3. reforming the general system for people without disabilities, eg testing methodologies and cramped housing accommodations
4. generally reforming what counts as a disability that makes sense to even try and mitigate
Fail at doing any one of these and we've still got similar pressure to cheat, so the problem will only ever retreat a bit rather than having formed self-reinforcing cultural values.
(I'm addressing the problem referenced by the article, not the adjacent problem you've described)
I think the right solution is strict test-based admissions, like in Sweden, and forbidding schools from admitting other than on test results. In addition to that, making things like getting top government jobs also test based. In Sweden we do this for diplomats. You have to get a university degree, but whether you get in doesn't depend primarily on prestige or interviews, it depends on whether you pass a somewhat difficult test.
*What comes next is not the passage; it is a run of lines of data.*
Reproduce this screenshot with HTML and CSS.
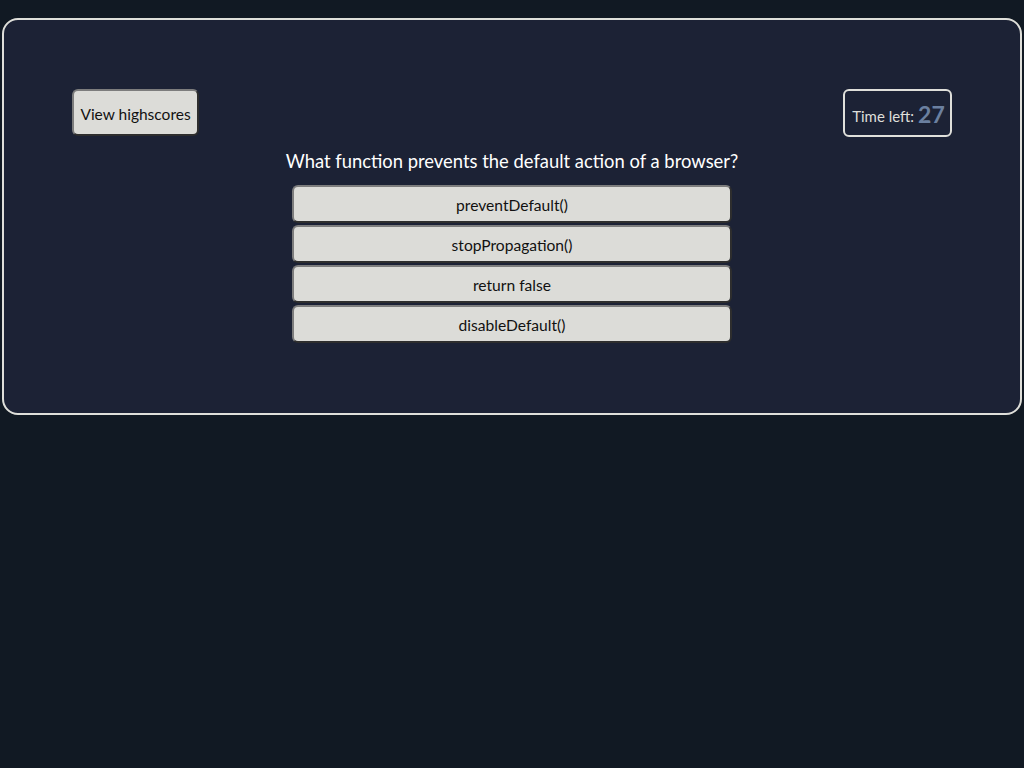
FILE: index.html
```html
<!DOCTYPE html>
<html>
<head>
<meta charset="utf-8">
<link rel="stylesheet" href="styles.css">
</head>
<body>
<main class="card">
  <header class="top">
    <button class="hs">View highscores</button>
    <div class="timer">Time left: <span class="num">27</span></div>
  </header>
  <section class="quiz">
    <h2 class="question">What function prevents the default action of a browser?</h2>
    <div class="answers">
      <button class="ans">preventDefault()</button>
      <button class="ans">stopPropagation()</button>
      <button class="ans">return false</button>
      <button class="ans">disableDefault()</button>
    </div>
  </section>
</main>
</body>
</html>
```

FILE: styles.css
```css
html, body {
  margin: 0;
  padding: 0;
  background: #111923;
  font-family: "Source Sans Pro", Lato, "Noto Sans", sans-serif;
}
.card {
  margin: 18px 2px 0 2px;
  border: 2px solid #dfdfda;
  border-radius: 16px;
  background: #1c2235;
  padding: 69px 68px 70px 68px;
  height: 397px;
  box-sizing: border-box;
}
.top {
  display: flex;
  justify-content: space-between;
  align-items: flex-start;
}
.hs {
  font-family: inherit;
  font-size: 15.5px;
  color: #111;
  background: #dcdcd8;
  border: 2px solid;
  border-color: #7d7d7d #2e2e2e #2e2e2e #7d7d7d;
  border-radius: 6px;
  width: 127px;
  height: 47px;
  padding: 2px 0 0 0;
}
.timer {
  box-sizing: border-box;
  width: 109px;
  height: 48px;
  border: 2px solid #dfdfda;
  border-radius: 6px;
  color: #dfdfda;
  font-size: 15px;
  display: flex;
  align-items: center;
  justify-content: center;
  gap: 4px;
  padding: 6px 0 0 2px;
}
.num {
  color: #6b80a0;
  font-size: 23px;
  font-weight: bold;
  position: relative;
  top: -2px;
}
.quiz {
  display: flex;
  flex-direction: column;
  align-items: center;
}
.question {
  margin: 11px 0 10px 0;
  font-size: 18.4px;
  font-weight: normal;
  color: #ffffff;
  line-height: 27px;
}
.answers {
  display: flex;
  flex-direction: column;
  gap: 2px;
}
.ans {
  font-family: inherit;
  font-size: 15.6px;
  color: #111;
  background: #dcdcd8;
  border: 2px solid;
  border-color: #7d7d7d #2e2e2e #2e2e2e #7d7d7d;
  border-radius: 6px;
  width: 440px;
  height: 38px;
  padding: 2px 0 0 0;
}
```
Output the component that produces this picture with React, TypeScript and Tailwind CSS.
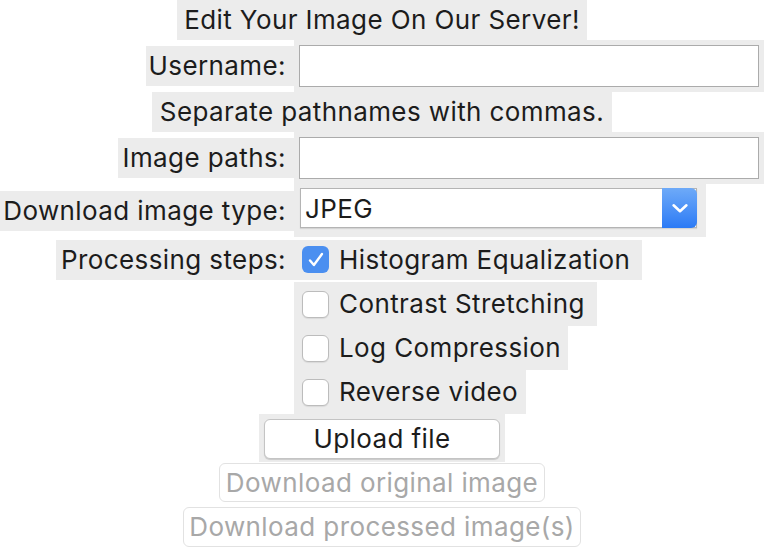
import type { ReactNode } from "react";

const panel = "bg-[#ececec]";

function LabelRow({
  label,
  labelWidth,
  height,
  children,
}: {
  label?: string;
  labelWidth?: string;
  height: string;
  children: ReactNode;
}) {
  return (
    <div className={`flex ${height}`}>
      <div className="flex w-[294px] shrink-0 items-center justify-end">
        {label ? (
          <div
            className={`flex h-10 items-center justify-end whitespace-nowrap pr-[8px] ${panel} ${labelWidth}`}
          >
            {label}
          </div>
        ) : null}
      </div>
      {children}
    </div>
  );
}

function TextField() {
  return (
    <div className={`flex-1 p-[5px] ${panel}`}>
      <input
        type="text"
        className="h-[42px] w-full border border-[#ababab] bg-white px-2 outline-none"
      />
    </div>
  );
}

function Check({
  label,
  checked,
  width,
  full,
}: {
  label: string;
  checked?: boolean;
  width: string;
  full?: boolean;
}) {
  return (
    <div
      className={`flex items-center gap-[10px] pl-[8px] ${panel} ${width} ${
        full ? "h-full" : "h-10 self-center"
      }`}
    >
      {checked ? (
        <span className="flex h-[27px] w-[27px] items-center justify-center rounded-[6px] bg-[#4b8ff0]">
          <svg viewBox="0 0 24 24" className="h-[22px] w-[22px]">
            <path
              d="M5.5 12.5l4.2 5L18.5 5.5"
              fill="none"
              stroke="white"
              strokeWidth="2.6"
              strokeLinecap="round"
              strokeLinejoin="round"
            />
          </svg>
        </span>
      ) : (
        <span className="h-[27px] w-[27px] rounded-[6px] border border-[#bcbcbc] bg-white shadow-[0_1px_1px_rgba(0,0,0,0.08)]" />
      )}
      <span className="whitespace-nowrap">{label}</span>
    </div>
  );
}

export default function App() {
  return (
    <div className="h-[548px] w-[764px] bg-white font-[Inter,'Liberation_Sans',sans-serif] text-[26px] leading-none tracking-[0.4px] text-[#1c1c1c]">
      <div className="flex justify-center">
        <div
          className={`flex h-10 w-[410px] items-center justify-center ${panel}`}
        >
          Edit Your Image On Our Server!
        </div>
      </div>

      <LabelRow label="Username:" labelWidth="w-[148px]" height="h-[52px]">
        <TextField />
      </LabelRow>

      <div className="flex justify-center">
        <div
          className={`flex h-10 w-[460px] items-center justify-center ${panel}`}
        >
          Separate pathnames with commas.
        </div>
      </div>

      <LabelRow label="Image paths:" labelWidth="w-[176px]" height="h-[52px]">
        <TextField />
      </LabelRow>

      <LabelRow
        label="Download image type:"
        labelWidth="w-[294px]"
        height="h-[53px]"
      >
        <div className={`w-[412px] pl-[6px] pt-[4px] ${panel}`}>
          <div className="flex h-10 w-[397px] border border-[#b4b4b4] bg-white shadow-[0_1px_1px_rgba(0,0,0,0.1)]">
            <div className="flex flex-1 items-center pl-[4px] pt-[2px]">
              JPEG
            </div>
            <div className="-my-px -mr-px flex w-[35px] items-center justify-center rounded-r-[6px] bg-gradient-to-b from-[#6eaaf8] to-[#2b7af5]">
              <svg viewBox="0 0 24 24" className="h-[22px] w-[22px]">
                <path
                  d="M5 9l7 6.5 7-6.5"
                  fill="none"
                  stroke="white"
                  strokeWidth="2.8"
                  strokeLinecap="round"
                  strokeLinejoin="round"
                />
              </svg>
            </div>
          </div>
        </div>
      </LabelRow>

      <LabelRow
        label="Processing steps:"
        labelWidth="w-[238px]"
        height="h-[45px]"
      >
        <Check label="Histogram Equalization" checked width="w-[348px]" />
      </LabelRow>
      <LabelRow height="h-[44px]">
        <Check label="Contrast Stretching" width="w-[303px]" full />
      </LabelRow>
      <LabelRow height="h-[44px]">
        <Check label="Log Compression" width="w-[274px]" full />
      </LabelRow>
      <LabelRow height="h-[44px]">
        <Check label="Reverse video" width="w-[232px]" full />
      </LabelRow>

      <div className="flex justify-center">
        <div className={`h-12 w-[246px] p-[5px] ${panel}`}>
          <button
            type="button"
            className="h-10 w-full rounded-[6px] border border-[#c4c4c4] bg-white shadow-[0_1px_1px_rgba(0,0,0,0.15)]"
          >
            Upload file
          </button>
        </div>
      </div>

      <div className="mt-px flex justify-center">
        <button
          type="button"
          disabled
          className="h-[39px] w-[326px] whitespace-nowrap rounded-[6px] border border-[#e2e2e2] bg-white text-[#a8a8a8]"
        >
          Download original image
        </button>
      </div>

      <div className="mt-[5px] flex justify-center">
        <button
          type="button"
          disabled
          className="h-10 w-[398px] whitespace-nowrap rounded-[6px] border border-[#e2e2e2] bg-white text-[#a8a8a8]"
        >
          Download processed image(s)
        </button>
      </div>
    </div>
  );
}
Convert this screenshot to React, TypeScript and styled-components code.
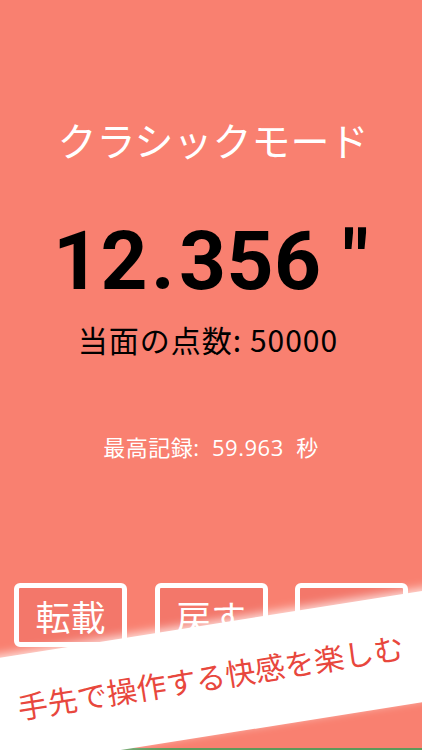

In this way you ensure that what university you went to doesn't really matter, and over time what I imagine is a more distributed university system where co-operation with institutions and someone's particular ideas matters more than what institutions he's associated with, and where the extreme prestige of particular schools disappears.
I think it's especially important to eliminate the hoop jumping, so that people can know that, as long as the extreme prestige universities exist, they can get into them if they perform well enough on exams, with nothing being able to interfere with that-- no individual judgement, no subjectivity, no hoop you haven't jumped. Just pure merit, like the Swedish or French system.